In Part 1 of this series, I pointed out the ETFs do generally have lower expense ratios that mutual funds. But there is a second, less visible cost to ETFs: the bid-ask spread.
ETFs trade on an exchange just like a stock. This means to buy one, somebody else has to sell one, and sellers never ask for a price that is exactly market value. They always ask for a price that’s just a bit higher, and that’s called the “ask” price. And the ask price is what you pay.
This difference in price between the market value and the buying or selling price is called the bid-ask spread. In general, this price difference is small — less than a penny — because people are buying and selling a lot of the most popular ETFs. Another way of saying this is that these ETFs have high liquidity.

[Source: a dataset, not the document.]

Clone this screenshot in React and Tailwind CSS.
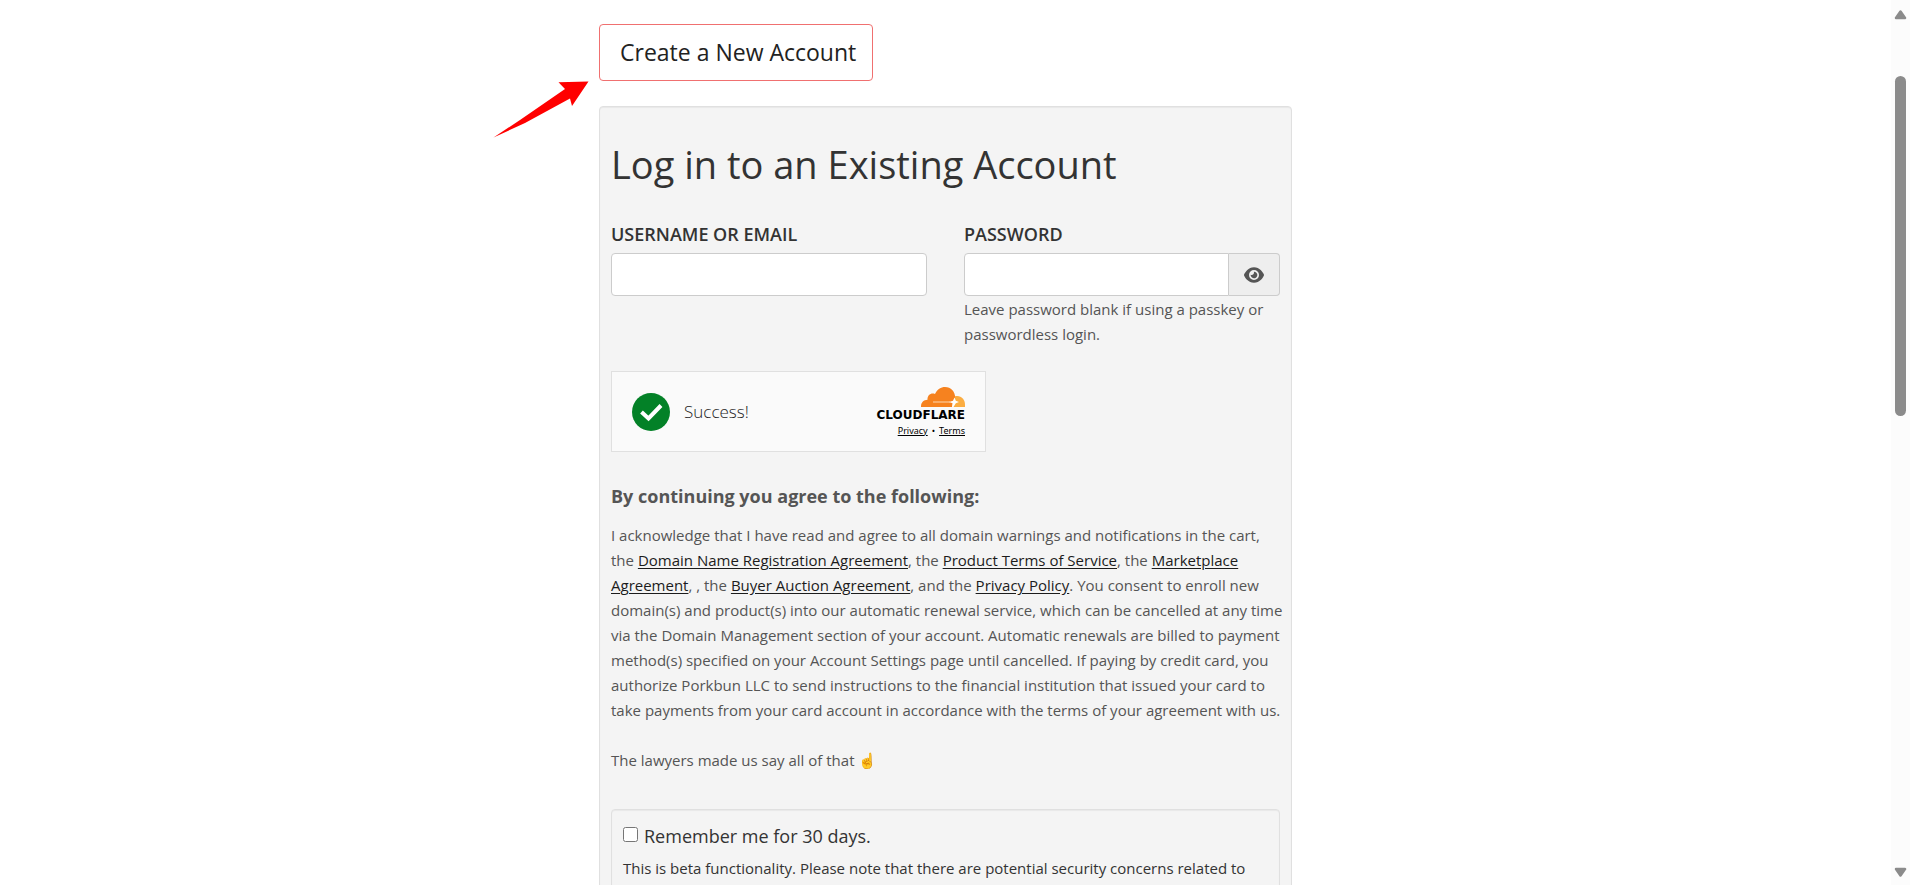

However, if you are trading unusual ETFs with low quantities of buyers and sellers, the bid-ask spread may be very wide. The bid-ask spread may also be wide if the component stocks of the ETFs have low liquidity, because the market makers have to incur costs to create new ETFs on the fly.
So what should you do? Just make sure that the bid-ask spread is low as a percentage of any ETFs you buy. Bloomberg Businessweek has a little advice on how to analyze bid-ask spreads.
The upshot of all this: trading commissions, expenses, and bid-ask spreads can all handicap ETF performance. To reduce ETFs costs, Broker Insider’s advice is:
- Buy a lot of ETFs at once. You only pay per trade, regardless of the number of ETFs you buy. Monthly “dollar-cost averaging” will only increase your commissions expenses.
- Buy ETFs with low expenses. Index funds are best. Higher expenses often don’t get you a better portfolio.
- Buy ETFs with high liquidity. Avoid large bid-ask spreads, which indicate an ETF with low popularity.
By following these strategies, you can invest in ETFs and keep your expenses just a little bit lower than the cheapest mutual funds.